Your bad choices literally haunt you in fantasy western RPG Arco, which has quickly and quietly become one of the most interesting games I’ve played this year

I'm not cut out for life on the frontier. I have, at time of writing, died to bandits, lizards, beetles, random misfortune, and “snacks,” and the forecast is I will find even dumber things to die to in future.

This is Arco, a “dynamic tactical RPG” that's also a magical western. It's a 2D, side-scrolling thing where you play the role of several different members of an indigenous community over multiple acts, often dealing with the tragic, vengeful aftermath of colonialist crimes against your clan and kin.

A verdant city in Arco.

(Image credit: Panic)

Which is fairly grim, but it all takes place in an absolutely beautiful lo-fi world and features some innovative and deceptively simple combat. I came into Arco expecting something pretty, but that had nothing I hadn't seen before. I came away truly impressed by what it managed to do with a relatively minimalist toolset.

Out west 

The couple of hours I spent with Arco was divided between two characters: Teco and Tizo, both indigenous members of Arco's setting who butt heads with the Newcomers, the game's term for what are—in essence—settlers. Teco's part of the story makes up the game's first act, which consists mostly of tutorialisation. He and his kin are en route to pay homage to the Sacred Tree, a gnarled old plant that forms a key part of his community's religious mythology.

Which looks gorgeous, by the way. Despite (or because of) its pixelly, lo-fi graphics, Arco renders its Mesoamerican setting with an incredible sense of style. Red mesas pop, yellow sands stretch out to meet the sky at the horizon, and landmarks like the Sacred Tree feel every minute of their ancient age. It helps that vistas like these just aren't all that common in games; it all feels very new as well as lush and vibrant.

(Image credit: Panic)

Anyway, Teco's problem is he doesn't have an offering, and some Newcomers have posted up around the base of the tree, so the community caravan rests up to pause and assess. Cue conversations with your fellow travellers and some combat tutorials. Getting an offering for the tree means slaying some lizards. Slaying some lizards means learning to fight.

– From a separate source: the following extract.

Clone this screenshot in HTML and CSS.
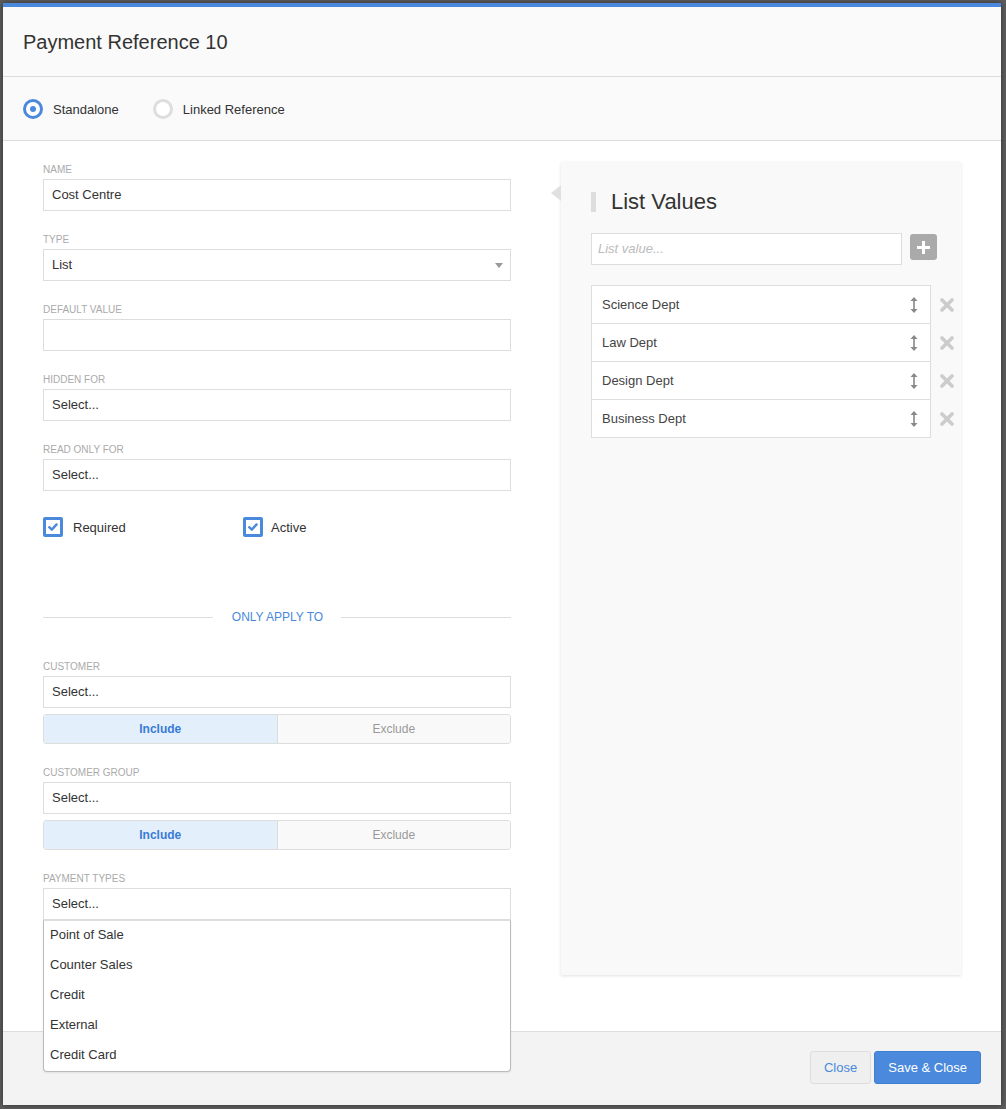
FILE: index.html
```html
<!DOCTYPE html>
<html>
<head>
<meta charset="utf-8">
<title>Payment Reference 10</title>
<link rel="stylesheet" href="styles.css">
</head>
<body>
<div class="modal">
  <div class="modal-header"><h1 class="title">Payment Reference 10</h1></div>
  <div class="mode-bar">
    <label class="radio"><span class="radio-dot on"></span>Standalone</label>
    <label class="radio"><span class="radio-dot"></span>Linked Reference</label>
  </div>
  <div class="modal-body">
    <div class="form-col">
      <div class="field">
        <div class="label">Name</div>
        <div class="input">Cost Centre</div>
      </div>
      <div class="field">
        <div class="label">Type</div>
        <div class="input select">List<span class="caret"></span></div>
      </div>
      <div class="field">
        <div class="label">Default Value</div>
        <div class="input"></div>
      </div>
      <div class="field">
        <div class="label">Hidden For</div>
        <div class="input">Select...</div>
      </div>
      <div class="field">
        <div class="label">Read Only For</div>
        <div class="input">Select...</div>
      </div>
      <div class="checks">
        <label class="check"><span class="box"><svg width="14" height="14" viewBox="0 0 14 14"><path d="M3.2 7.2 L5.8 9.6 L10.6 4.4" fill="none" stroke="#4a89dc" stroke-width="2.4" stroke-linecap="round" stroke-linejoin="round"/></svg></span>Required</label>
        <label class="check"><span class="box"><svg width="14" height="14" viewBox="0 0 14 14"><path d="M3.2 7.2 L5.8 9.6 L10.6 4.4" fill="none" stroke="#4a89dc" stroke-width="2.4" stroke-linecap="round" stroke-linejoin="round"/></svg></span>Active</label>
      </div>
      <div class="divider"><span class="line"></span><span class="divider-text">ONLY APPLY TO</span><span class="line"></span></div>
      <div class="field">
        <div class="label">Customer</div>
        <div class="input">Select...</div>
        <div class="toggle"><span class="opt active">Include</span><span class="opt">Exclude</span></div>
      </div>
      <div class="field">
        <div class="label">Customer Group</div>
        <div class="input">Select...</div>
        <div class="toggle"><span class="opt active">Include</span><span class="opt">Exclude</span></div>
      </div>
      <div class="field">
        <div class="label">Payment Types</div>
        <div class="dd-wrap">
          <div class="input">Select...</div>
          <ul class="dropdown">
            <li>Point of Sale</li>
            <li>Counter Sales</li>
            <li>Credit</li>
            <li>External</li>
            <li>Credit Card</li>
          </ul>
        </div>
      </div>
    </div>
    <div class="list-panel">
      <span class="pointer"></span>
      <h2 class="panel-title">List Values</h2>
      <div class="add-row">
        <div class="input placeholder">List value...</div>
        <span class="plus-btn"><svg width="13" height="13" viewBox="0 0 13 13"><rect x="5" y="0" width="3" height="13" fill="#fff"/><rect x="0" y="5" width="13" height="3" fill="#fff"/></svg></span>
      </div>
      <ul class="values">
        <li><div class="value">Science Dept<svg class="sort" width="8" height="16" viewBox="0 0 8 16"><path d="M4 0 L7.5 4 L0.5 4 Z M4 16 L7.5 12 L0.5 12 Z" fill="#888"/><rect x="3.2" y="3" width="1.6" height="10" fill="#888"/></svg></div><svg class="remove" width="14" height="14" viewBox="0 0 14 14"><path d="M2 2 L12 12 M12 2 L2 12" stroke="#ccc" stroke-width="3.6" stroke-linecap="round"/></svg></li>
        <li><div class="value">Law Dept<svg class="sort" width="8" height="16" viewBox="0 0 8 16"><path d="M4 0 L7.5 4 L0.5 4 Z M4 16 L7.5 12 L0.5 12 Z" fill="#888"/><rect x="3.2" y="3" width="1.6" height="10" fill="#888"/></svg></div><svg class="remove" width="14" height="14" viewBox="0 0 14 14"><path d="M2 2 L12 12 M12 2 L2 12" stroke="#ccc" stroke-width="3.6" stroke-linecap="round"/></svg></li>
        <li><div class="value">Design Dept<svg class="sort" width="8" height="16" viewBox="0 0 8 16"><path d="M4 0 L7.5 4 L0.5 4 Z M4 16 L7.5 12 L0.5 12 Z" fill="#888"/><rect x="3.2" y="3" width="1.6" height="10" fill="#888"/></svg></div><svg class="remove" width="14" height="14" viewBox="0 0 14 14"><path d="M2 2 L12 12 M12 2 L2 12" stroke="#ccc" stroke-width="3.6" stroke-linecap="round"/></svg></li>
        <li><div class="value">Business Dept<svg class="sort" width="8" height="16" viewBox="0 0 8 16"><path d="M4 0 L7.5 4 L0.5 4 Z M4 16 L7.5 12 L0.5 12 Z" fill="#888"/><rect x="3.2" y="3" width="1.6" height="10" fill="#888"/></svg></div><svg class="remove" width="14" height="14" viewBox="0 0 14 14"><path d="M2 2 L12 12 M12 2 L2 12" stroke="#ccc" stroke-width="3.6" stroke-linecap="round"/></svg></li>
      </ul>
    </div>
  </div>
  <div class="modal-footer">
    <button class="btn btn-default">Close</button>
    <button class="btn btn-primary">Save &amp; Close</button>
  </div>
</div>
</body>
</html>
```
FILE: styles.css
```css
* { box-sizing: border-box; }
html, body { margin: 0; }
body {
  background: #5e5e5e;
  padding: 3px 5px 4px 3px;
  font-family: "Liberation Sans", Arial, sans-serif;
  color: #333;
}
.modal {
  width: 998px;
  height: 1102px;
  background: #fff;
  border-top: 4px solid #4a89dc;
  display: flex;
  flex-direction: column;
  box-shadow: 0 0 6px rgba(0,0,0,0.5);
}
.modal-header {
  height: 70px;
  background: #fafafa;
  border-bottom: 1px solid #ddd;
  display: flex;
  align-items: center;
  padding-left: 20px;
  padding-top: 1px;
}
.title {
  margin: 0;
  font-size: 20px;
  font-weight: normal;
  color: #333;
}
.mode-bar {
  height: 64px;
  background: #fafafa;
  border-bottom: 1px solid #ddd;
  display: flex;
  align-items: center;
  padding-left: 20px;
  padding-top: 1px;
  gap: 34px;
}
.radio {
  display: flex;
  align-items: center;
  font-size: 13px;
  color: #333;
}
.radio-dot {
  width: 20px;
  height: 20px;
  border-radius: 50%;
  border: 3px solid #ddd;
  background: #fff;
  margin-right: 10px;
  display: flex;
  align-items: center;
  justify-content: center;
}
.radio-dot.on { border-color: #4a89dc; }
.radio-dot.on::after {
  content: "";
  width: 6px;
  height: 6px;
  border-radius: 50%;
  background: #4a89dc;
}
.modal-body {
  flex: 1;
  display: flex;
  gap: 50px;
  padding: 21px 0 0 40px;
}
.form-col {
  width: 468px;
  flex-shrink: 0;
  padding-top: 1px;
}
.field { margin-bottom: 22px; }
.label {
  font-size: 10px;
  line-height: 12px;
  text-transform: uppercase;
  color: #aaa;
  margin-bottom: 4px;
  padding-top: 1px;
  height: 12px;
}
.input {
  height: 32px;
  border: 1px solid #ddd;
  background: #fff;
  font-size: 13px;
  color: #333;
  padding: 0 8px 2px 8px;
  display: flex;
  align-items: center;
}
.select { position: relative; }
.caret {
  position: absolute;
  right: 7px;
  top: 13px;
  width: 0;
  height: 0;
  border-left: 4px solid transparent;
  border-right: 4px solid transparent;
  border-top: 5px solid #999;
}
.checks {
  display: flex;
  margin-top: 26px;
  height: 20px;
}
.check {
  display: flex;
  align-items: center;
  font-size: 13px;
  color: #333;
  width: 200px;
}
.check:last-child { width: auto; }
.box {
  width: 20px;
  height: 20px;
  border: 3px solid #4a89dc;
  border-radius: 2px;
  margin-right: 10px;
  display: flex;
  align-items: center;
  justify-content: center;
  background: #fff;
}
.check:last-child .box { margin-right: 8px; }
.divider {
  display: flex;
  align-items: center;
  margin-top: 73px;
  margin-bottom: 36px;
  height: 14px;
}
.divider .line {
  flex: 1;
  height: 1px;
  background: #ddd;
}
.divider-text {
  font-size: 12px;
  color: #4a89dc;
  padding: 0 18px 0 19px;
}
.toggle {
  margin-top: 6px;
  height: 30px;
  display: flex;
  border: 1px solid #ddd;
  border-radius: 3px;
  overflow: hidden;
}
.opt {
  flex: 1;
  display: flex;
  align-items: center;
  justify-content: center;
  font-size: 12px;
  color: #999;
  background: #f9f9f9;
}
.opt.active {
  background: #e3f0fc;
  color: #3a7bd5;
  font-weight: bold;
  border-right: 1px solid #ddd;
}
.dd-wrap { position: relative; }
.dropdown {
  position: absolute;
  z-index: 10;
  top: 100%;
  left: 0;
  right: 0;
  margin: 0;
  padding: 0;
  list-style: none;
  background: #fff;
  border: 1px solid #bbb;
  border-top: 1px solid #ddd;
  border-radius: 0 0 4px 4px;
  box-shadow: 0 1px 2px rgba(0,0,0,0.08);
}
.dropdown li {
  height: 30px;
  display: flex;
  align-items: center;
  padding-left: 6px;
  padding-bottom: 3px;
  font-size: 13px;
  color: #333;
}
.list-panel {
  position: relative;
  width: 400px;
  flex-shrink: 0;
  height: 813px;
  background: #f9f9f9;
  box-shadow: 0 1px 3px rgba(0,0,0,0.12);
  padding: 30px 0 0 30px;
}
.pointer {
  position: absolute;
  left: -10px;
  top: 23px;
  width: 0;
  height: 0;
  border-top: 8px solid transparent;
  border-bottom: 8px solid transparent;
  border-right: 10px solid #e0e0e0;
}
.panel-title {
  margin: 0 0 21px 0;
  font-size: 22px;
  font-weight: normal;
  color: #333;
  line-height: 20px;
  border-left: 5px solid #ddd;
  padding-left: 15px;
}
.add-row {
  display: flex;
  align-items: flex-start;
  gap: 8px;
  margin-bottom: 20px;
}
.add-row .input { width: 311px; flex-shrink: 0; }
.placeholder {
  font-style: italic;
  color: #bbb;
  padding-left: 6px;
}
.plus-btn {
  flex-shrink: 0;
  margin-top: 1px;
  width: 27px;
  height: 26px;
  background: #aaa;
  border-radius: 3px;
  display: flex;
  align-items: center;
  justify-content: center;
}
.values {
  margin: 0;
  padding: 0;
  list-style: none;
}
.values li {
  display: flex;
  align-items: center;
}
.value {
  width: 340px;
  flex-shrink: 0;
  height: 38px;
  border: 1px solid #ddd;
  background: #fff;
  display: flex;
  align-items: center;
  justify-content: space-between;
  padding: 0 12px 0 10px;
  font-size: 13px;
  color: #444;
}
.values li + li .value { border-top: none; height: 38px; }
.values li:first-child .value { height: 39px; }
.remove { margin-left: 9px; flex-shrink: 0; }
.modal-footer {
  height: 74px;
  background: #f3f3f3;
  border-top: 1px solid #ddd;
  display: flex;
  justify-content: flex-end;
  align-items: flex-start;
  padding: 19px 20px 0 0;
  gap: 3px;
}
.btn {
  height: 33px;
  padding: 0 13px;
  font-family: "Liberation Sans", Arial, sans-serif;
  font-size: 13px;
  border-radius: 3px;
  border: 1px solid #ddd;
}
.btn-default {
  background: #efefef;
  color: #4a89dc;
}
.btn-primary {
  background: #4a89dc;
  border-color: #3f7fd2;
  color: #fff;
}
```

Arco's fighting is an interesting blend of turn-based and real-time combat. You have a limited supply of Magia—pretty much your action points—every turn, and get to take as long as you like deciding what you're going to spend the next turn doing. Thing is, both you and your enemies move simultaneously. If they're gearing up to shoot (icons above their heads indicate what your enemies' next planned move is), you'd better hope you have the distance between you to move out of the way. The strategy only gets more complex and involved as you race up your own skill tree and meet enemies with newer, faster, and more devious movesets.

(Image credit: Panic)

It's a great mix that makes the combat feel both strategic and fast-paced, and it's made all the murkier by the game's Guilt mechanic. Certain actions—which haven't been explicitly marked so far in what I've played—will lead your characters to accrue, well, guilt. For instance, I had a slightly dodgy encounter with some travellers on the road. They were tense, nervous, jumpy, maybe bandits? I didn't want to take the chance, so I shot them dead.

Turned out they were just a family nervous about a stranger on the road. Oops. My next fight suddenly began spawning ghosts—literal emanations of my guilt, but the thing is that those ghosts can move around and hurt you during the planning phase of combat. Where before you had all the time in the world, quite literally, to hash out your moves, now you have to rush to choose a course of action before your own mind can start hurting you. Relatable.

(Image credit: Panic)

The arco of justice 

Guilt has plenty of opportunities to build up, too. My time as Teco ended abruptly and, ah, less than well (though I reckon it could have gone differently if I'd been better at the combat). I soon found myself in Tizo's shoes. Where Teco was a dewy-eyed and naive child, Tizo's a grizzled old bounty hunter type with a long history and a prickly exterior.

Tizo's on a quest of truth-seeking and vengeance, determined to find out who razed the village that hosted his only friends in the world. That means plenty of opportunities to make choices and plenty of further opportunities to regret those choices, adding all the more ghosts to your combat sessions. For instance, during my time with the game I stumbled across a bandit camp while roaming the game's overworld map. Some bits of evidence scattered about suggested they might have ties to the group that burnt down my village, but it was far from certain.

(Image credit: Panic)

Naturally, I wiped them out just in case, which had the amusing effect of disturbing my entourage: A man I was guiding to a nearby city as part of an unrelated side quest. Regardless, I left the camp having made the world emptier and Tizo's heart no more full, and my next bout of combat played home to new ghosts.

I'm very eager to see where these choices take me in Arco's story, which has been both truly novel and truly rewarding so far. Colonial Mesoamerica is not a setting we see games draw much inspiration from, which makes it all the more impressive that Arco has grabbed onto it with such ingenuity, beauty, and aplomb.